- Нет, я не боюсь. Просто их как-то много.

- Их нормально, - как-то не совсем по-русски ответил Родимцев. – Как раз столько, сколько должно быть. Дом большой, ты их даже не заметишь.

Захотелось поспорить, но кто я такая? Всего лишь наемный работник. Пришлось кивнуть, соглашаясь, и вернуться в гостиную.

- По всем вопросам в мое отсутствие ты будешь обращаться к Саше, - пояснил Павел.

- Хорошо, - согласилась и предложила: - Может быть чая? Или кофе?

- Спасибо, - ответил Кир. – Мне уже скоро пора выезжать.

- А я пойду обустраиваться, - вклинился Саша. – Прилетел ночью, не успел вещи разобрать.

- Можно я тоже пойду? – поинтересовалась у Павла.

- Конечно, иди, отдыхай. Я пока с ребятами разберусь, и часа через два буду в вашем с Иваном распоряжении.

Я покивала и пошла на второй этаж. Заглянула к Ваньке, он крепко спал. А говорил, что не устал. Решила посмотреть на свою спальню. Тихо открыла соседнюю дверь, огляделась. Светлая комната с большой кроватью, комод, шкаф и туалетный столик. Посмотрела на постель, потом на часы. Ванька совершенно точно проспит еще часа два, у меня есть время. Кровать манила. Я скинула туфли и устроилась на мягком матрасе. На всякий случай поставила будильник. И закрыла глаза.

13. 13.

Пашка был недоволен собой – воспитательница сына стала восприниматься им как женщина. И, что само по себе странно, это случилось не тогда, когда он, сонный и основательно политый водой, лапал ее на диване в собственной гостиной. И не тогда, когда ухаживал во время ее болезни. И даже не тогда, на детской площадке в торговом центре, где их приняли за семейную пару. Все это время Катя была просто воспитательницей Ваньки. Нет, он не слепой, видел, что перед ним красивая, умная женщина с хорошим чувством юмора. Но все ее достоинства мозг фиксировал отдаленно, не находя отклика в сердце. Гораздо ценнее для Африканца было то, как Екатерина Алексеевна Романова общалась с его сыном, и как быстро Ванька привязался к ней. А вот привез ее в медицинский центр, увидел, что такая бойкая на язык, Катя боится уколов, и что-то замкнуло. И карие глаза, и стройное тело, и длинные темные волосы стали ощущаться совершенно по-другому.
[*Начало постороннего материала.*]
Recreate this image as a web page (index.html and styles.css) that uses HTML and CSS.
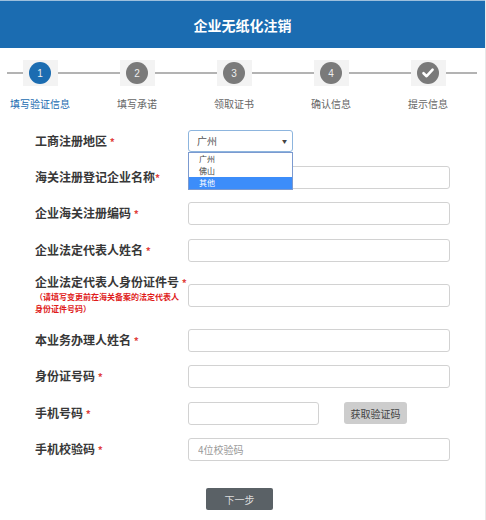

И это по-другому Пашке категорически не нравилось. Потому что было абсолютно неуместным и лишним. Наверное, именно поэтому он рассказал Катерине, что его жена умерла. Не хотел об этом говорить, пусть бы она и дальше думала, что мама Ивана живет отдельно и с сыном не общается. В конце концов, он знал много таких семей, где дети жили с отцами, а матери уходили, что бы жить своей жизнью.

Но его отношение к Катерине изменилось, и он, желая показать ей (да и себе тоже, чего скрывать), что между ними достаточно препятствий, чтобы не наделать глупостей, рассказал об Имани. Что бы поняла, что у него уже все это было. И любовь, такая огромная, что не могла поместиться в сердце, а все время рвалась наружу и выплескивалась искрящимся фонтаном, и семейная жизнь в маленьком доме на краю мира, и боль страшной потери, когда он вдруг осознал, что жизнь окончена, потому что ЕЕ рядом нет. А раз все это уже было, то зачем ему что-то еще? У него есть сын, с глазами, так похожими на глаза любимой жены, есть работа, есть дом. А больше ему ничего не нужно.

Улетел в Уганду не только для того, что бы пообщаться с заказчиком и встретить ребят. Просто хотел побыть один, подумать и поостыть от ненужных и давно забытых чувств.

Кир прилетел всего на пару дней. Посмотреть, оценить, возможно, дать дельный совет. Они сидели вечером на веранде и пили пиво.

- Ты какой-то загадочный, - глядя на Африканца, сообщил Кир.